Il faut donc poursuivre les efforts de pédagogie auprès des entreprises et des organisations professionnelles, de la part de la Commission européenne mais aussi, en France, des administrations telles que la direction générale du Trésor (DG Trésor) ou la DGDDI. « C’est aussi le travail que je souhaite que la Team France Export puisse faire au quotidien dans la proximité avec les entreprises », a complété le ministre.
Déjà, dans une première approche, les entreprises peuvent solliciter les conseils des cellules conseil aux entreprises dans les directions régionales de la douane, conseils précieux notamment en matière de règles d’origine, la douane étant seule habilitée à délivrer le « renseignement contraignant sur l’origine » (RCO), précieux sésame pour accéder aux préférences tarifaires des accords commerciaux.
Christine Gilguy
Le bilan du contrôle de l’application des accords
Chief Enforcement Officer : Denis Redonnet occupe cette fonction créée en 2020 par la Commission européenne pour renforcer le contrôle de l’application des accords commerciaux qu’elle signe avec les pays tiers, qui prévoient tous des clauses de règlement des différends. Il a donné un aperçu de son bilan lors de la journée accès aux marchés du 27 mars.
Pour lui, en matière de contrôle, « la clé, c’est la vitesse ». D’où une réorganisation de son service afin de « répondre rapidement » à tout signalement de nouvelle barrière au commerce, que ce soit le non- respect de normes, des obstacles non tarifaires ou des entraves à l’accès au marché, remonté par les opérateurs et services gouvernementaux des Etats membres de l’UE. Cela s’est notamment traduit par la mise en place d’un point d’entrée unique pour le dépôt des plaintes, le « Single entry point », sur la plateforme Access2Markets. « Depuis, 200 cas ont été traités et ont donné lieu à 80 plaintes » a indiqué Denis Redonnet. « Depuis octobre 2020, nous avons préservé l’équivalent de 7 milliards d’euros ».

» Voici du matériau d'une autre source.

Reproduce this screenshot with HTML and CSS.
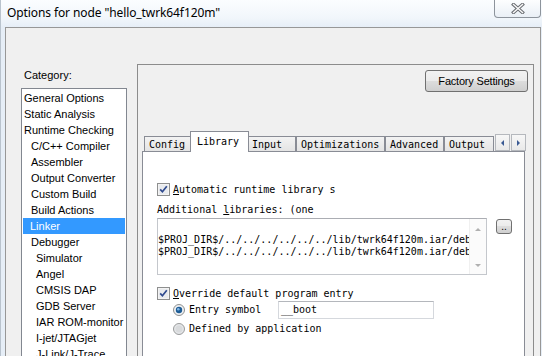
FILE: index.html
```html
<!DOCTYPE html>
<html lang="en">
<head>
<meta charset="utf-8">
<title>Options for node "hello_twrk64f120m"</title>
<link rel="stylesheet" href="styles.css">
</head>
<body>
<div class="window">
	<header class="titlebar">
		<h1>Options for node "hello_twrk64f120m"</h1>
		<button class="close" type="button" aria-label="Close">
			<svg width="14" height="11" viewBox="0 0 14 11">
				<path d="M2.5 1.5 L11.5 9.5 M11.5 1.5 L2.5 9.5" stroke="#6b6e73" stroke-width="3.4" stroke-linecap="square" fill="none"/>
				<path d="M2.5 1.5 L11.5 9.5 M11.5 1.5 L2.5 9.5" stroke="#fbfbfb" stroke-width="1.4" stroke-linecap="square" fill="none"/>
			</svg>
		</button>
	</header>

	<div class="client">
		<aside class="category">
			<div class="caption">Category:</div>
			<ul class="list">
				<li>General Options</li>
				<li>Static Analysis</li>
				<li>Runtime Checking</li>
				<li class="sub">C/C++ Compiler</li>
				<li class="sub">Assembler</li>
				<li class="sub">Output Converter</li>
				<li class="sub">Custom Build</li>
				<li class="sub">Build Actions</li>
				<li class="sub selected">Linker</li>
				<li class="sub">Debugger</li>
				<li class="sub2">Simulator</li>
				<li class="sub2">Angel</li>
				<li class="sub2">CMSIS DAP</li>
				<li class="sub2">GDB Server</li>
				<li class="sub2">IAR ROM-monitor</li>
				<li class="sub2">I-jet/JTAGjet</li>
				<li class="sub2">J-Link/J-Trace</li>
			</ul>
		</aside>

		<section class="panel">
			<div class="panel-top">
				<button class="btn factory" type="button">Factory Settings</button>
			</div>

			<div class="tabs">
				<div class="tab tab-config">Config</div>
				<div class="tab tab-library active">Library</div>
				<div class="tab tab-input">Input</div>
				<div class="tab tab-optim">Optimizations</div>
				<div class="tab tab-adv">Advanced</div>
				<div class="tab tab-output">Output</div>
				<div class="tab-scroll">
					<span class="arrow left"></span>
					<span class="arrow right"></span>
				</div>
			</div>

			<div class="page">
				<div class="check-row">
					<svg class="checkbox" width="13" height="13" viewBox="0 0 13 13">
						<rect x="0.5" y="0.5" width="12" height="12" fill="#f3f3f3" stroke="#8e8f8f"/>
						<rect x="2" y="2" width="9" height="9" fill="#e9ebee"/>
						<path d="M3.2 6.4 L5.4 8.8 L9.8 3.2" fill="none" stroke="#2f4a8e" stroke-width="1.7"/>
					</svg>
					<span><u>A</u>utomatic runtime library s</span>
				</div>

				<div class="field-label">Additional <u>l</u>ibraries: (one</div>

				<div class="lib-row">
					<div class="textbox">
						<div class="lines">$PROJ_DIR$/../../../../../../lib/twrk64f120m.iar/debug
$PROJ_DIR$/../../../../../../lib/twrk64f120m.iar/debug</div>
						<div class="vscroll">
							<span class="tri up"></span>
							<span class="tri down"></span>
						</div>
					</div>
					<button class="btn browse" type="button">..</button>
				</div>

				<div class="check-row override">
					<svg class="checkbox" width="13" height="13" viewBox="0 0 13 13">
						<rect x="0.5" y="0.5" width="12" height="12" fill="#f3f3f3" stroke="#8e8f8f"/>
						<rect x="2" y="2" width="9" height="9" fill="#e9ebee"/>
						<path d="M3.2 6.4 L5.4 8.8 L9.8 3.2" fill="none" stroke="#2f4a8e" stroke-width="1.7"/>
					</svg>
					<span><u>O</u>verride default program entry</span>
				</div>

				<div class="radio-row entry">
					<svg class="radio" width="12" height="12" viewBox="0 0 12 12">
						<circle cx="6" cy="6" r="5.5" fill="#eef0f2" stroke="#8e8f8f"/>
						<circle cx="6" cy="6" r="3.2" fill="#1d5c96"/>
						<circle cx="5.3" cy="5.2" r="1.3" fill="#7fb6e6"/>
					</svg>
					<span class="radio-label">Entry symbol</span>
					<div class="input">__boot</div>
				</div>

				<div class="radio-row">
					<svg class="radio" width="12" height="12" viewBox="0 0 12 12">
						<circle cx="6" cy="6" r="5.5" fill="#e4e6e8" stroke="#9a9b9c"/>
						<circle cx="6" cy="6" r="3.5" fill="#d8dadc"/>
					</svg>
					<span>Defined by application</span>
				</div>
			</div>
		</section>
	</div>
</div>
</body>
</html>
```

FILE: styles.css
```css
* {
	box-sizing: border-box;
}
html, body {
	margin: 0;
	height: 100%;
	overflow: hidden;
}
body {
	background: linear-gradient(180deg, #fbfdff 0, #f1f6fb 18px, #e6eef7 27px);
	font: 11px "Liberation Sans", Arial, sans-serif;
	color: #000;
}
.window {
	height: 356px;
	display: flex;
	flex-direction: column;
	border-left: 1px solid #b9c3cd;
}

/* --------------------------------- title bar */

.titlebar {
	height: 27px;
	flex: none;
	display: flex;
	justify-content: space-between;
	align-items: flex-start;
}
.titlebar h1 {
	margin: 0;
	padding: 5px 0 0 6px;
	font: normal 12px/16px "Noto Sans", "Open Sans", sans-serif;
	letter-spacing: -0.1px;
}
.close {
	width: 47px;
	height: 18px;
	margin-right: 1px;
	padding: 0;
	display: flex;
	align-items: center;
	justify-content: center;
	border: 1px solid #8d949c;
	border-top: none;
	border-radius: 0 0 4px 4px;
	background: linear-gradient(180deg, #fdfeff, #eaf0f6);
}

/* --------------------------------- client area */

.client {
	flex: 1;
	margin: 0 1px 0 4px;
	border: 1px solid #979797;
	border-bottom: none;
	background: #f0f0f0;
	display: flex;
	align-items: flex-start;
	overflow: hidden;
}

.category {
	flex: none;
	padding: 41px 0 0 15px;
}
.caption {
	line-height: 13px;
	margin: 0 0 6px 3px;
}
.list {
	list-style: none;
	margin: 0;
	padding: 1px;
	width: 106px;
	height: 320px;
	border: 1px solid #828790;
	background: #fff;
}
.list li {
	height: 16px;
	line-height: 16px;
	padding-left: 1px;
	white-space: nowrap;
}
.list li.sub {
	padding-left: 8px;
}
.list li.sub2 {
	padding-left: 13px;
}
.list li.selected {
	background: #3399ff;
	color: #fff;
	padding-left: 7px;
}

/* --------------------------------- right panel */

.panel {
	flex: none;
	width: 397px;
	height: 330px;
	margin: 36px 0 0 10px;
	border: 1px solid #8c8c8c;
}
.panel-top {
	display: flex;
	justify-content: flex-end;
	padding: 5px 5px 0 0;
}
.btn {
	padding: 0;
	border: 1px solid #707070;
	border-radius: 3px;
	background: linear-gradient(180deg, #f2f2f2 0, #ebebeb 50%, #dddddd 50%, #cfcfcf 100%);
	font: 11px "Liberation Sans", Arial, sans-serif;
	color: #000;
}
.factory {
	width: 103px;
	height: 22px;
	letter-spacing: -0.2px;
}

.tabs {
	display: flex;
	align-items: flex-end;
	height: 20px;
	margin-top: 39px;
	padding-left: 6px;
	font: 10px/13px "DejaVu Sans Mono", "Liberation Mono", monospace;
}
.tab {
	height: 15px;
	padding: 1px 0 0 4px;
	border: 1px solid #898c95;
	border-bottom: none;
	background: linear-gradient(180deg, #f3f3f3, #e4e4e4);
	white-space: nowrap;
	overflow: hidden;
}
.tab.active {
	position: relative;
	z-index: 1;
	height: 21px;
	margin: 0 -2px -1px;
	padding: 3px 0 0 6px;
	background: #fff;
}
.tab-config { width: 48px; }
.tab-library { width: 59px; }
.tab-input { width: 49px; }
.tab-optim { width: 89px; }
.tab-adv { width: 59px; }
.tab-output { width: 50px; }

.tab-scroll {
	display: flex;
	gap: 1px;
	margin-left: 1px;
	height: 17px;
}
.arrow {
	width: 15px;
	height: 17px;
	border: 1px solid #b5b8bd;
	background: linear-gradient(180deg, #f7f7f7, #e9e9e9);
	display: flex;
	align-items: center;
	justify-content: center;
}
.arrow::before {
	content: "";
	border-top: 3px solid transparent;
	border-bottom: 3px solid transparent;
}
.arrow.left::before {
	border-right: 3px solid #3a5a93;
}
.arrow.right::before {
	border-left: 3px solid #3a5a93;
}

/* --------------------------------- tab page */

.page {
	width: 383px;
	height: 220px;
	margin-left: 4px;
	padding: 31px 0 0 14px;
	border: 1px solid #898c95;
	background: #fff;
	font: 10px/12px "DejaVu Sans Mono", "Liberation Mono", monospace;
}
.page u {
	text-underline-offset: 1px;
}

.check-row {
	display: flex;
	align-items: center;
	gap: 3px;
	height: 13px;
}
.checkbox, .radio {
	flex: none;
	display: block;
}
.field-label {
	margin-top: 8px;
}

.lib-row {
	display: flex;
	align-items: flex-start;
	margin-top: 2px;
}
.textbox {
	width: 330px;
	height: 57px;
	display: flex;
	border: 1px solid #c4c7cc;
	border-top-color: #abadb3;
}
.lines {
	flex: 1;
	overflow: hidden;
	white-space: pre;
	padding: 15px 0 0 0;
}
.vscroll {
	width: 17px;
	flex: none;
	display: flex;
	flex-direction: column;
	justify-content: space-between;
	align-items: center;
	padding: 9px 0 7px;
	background: #fbfbfb;
	border-left: 1px solid #f0f0f0;
}
.tri {
	width: 0;
	height: 0;
	border-left: 3px solid transparent;
	border-right: 3px solid transparent;
}
.tri.up {
	border-bottom: 3px solid #b0b0b0;
}
.tri.down {
	border-top: 3px solid #b0b0b0;
}
.browse {
	width: 16px;
	height: 15px;
	margin: 1px 0 0 9px;
	display: flex;
	align-items: flex-end;
	justify-content: center;
	padding-bottom: 2px;
	font-size: 10px;
	line-height: 8px;
}

.override {
	margin-top: 12px;
}
.radio-row {
	display: flex;
	align-items: center;
	gap: 4px;
	margin-left: 16px;
	height: 13px;
	margin-top: 3px;
}
.radio-row.entry {
	height: 18px;
	margin-top: 1px;
}
.radio-label {
	width: 85px;
}
.input {
	width: 156px;
	height: 18px;
	padding: 2px 0 0 2px;
	border: 1px solid #d5d8dd;
	border-top-color: #b4b7bc;
}
```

Exemple de sujet de litige réglé bilatéralement ou via l’OMC : des problèmes de zonage et de respect des règles de l’OIT en matière de droit de travail avec la Corée du sud, ou des problèmes liée au système d’octroi de licences d’importation en Egypte. « fréquemment, on nous remonte des problème de délais de délivrance d’agrément ou de non-respect des règles de zonage dans le domaine agricole ». Denis Redonnet a appelé les opérateurs à ne pas hésiter à travailler avec son service dans ce domaine.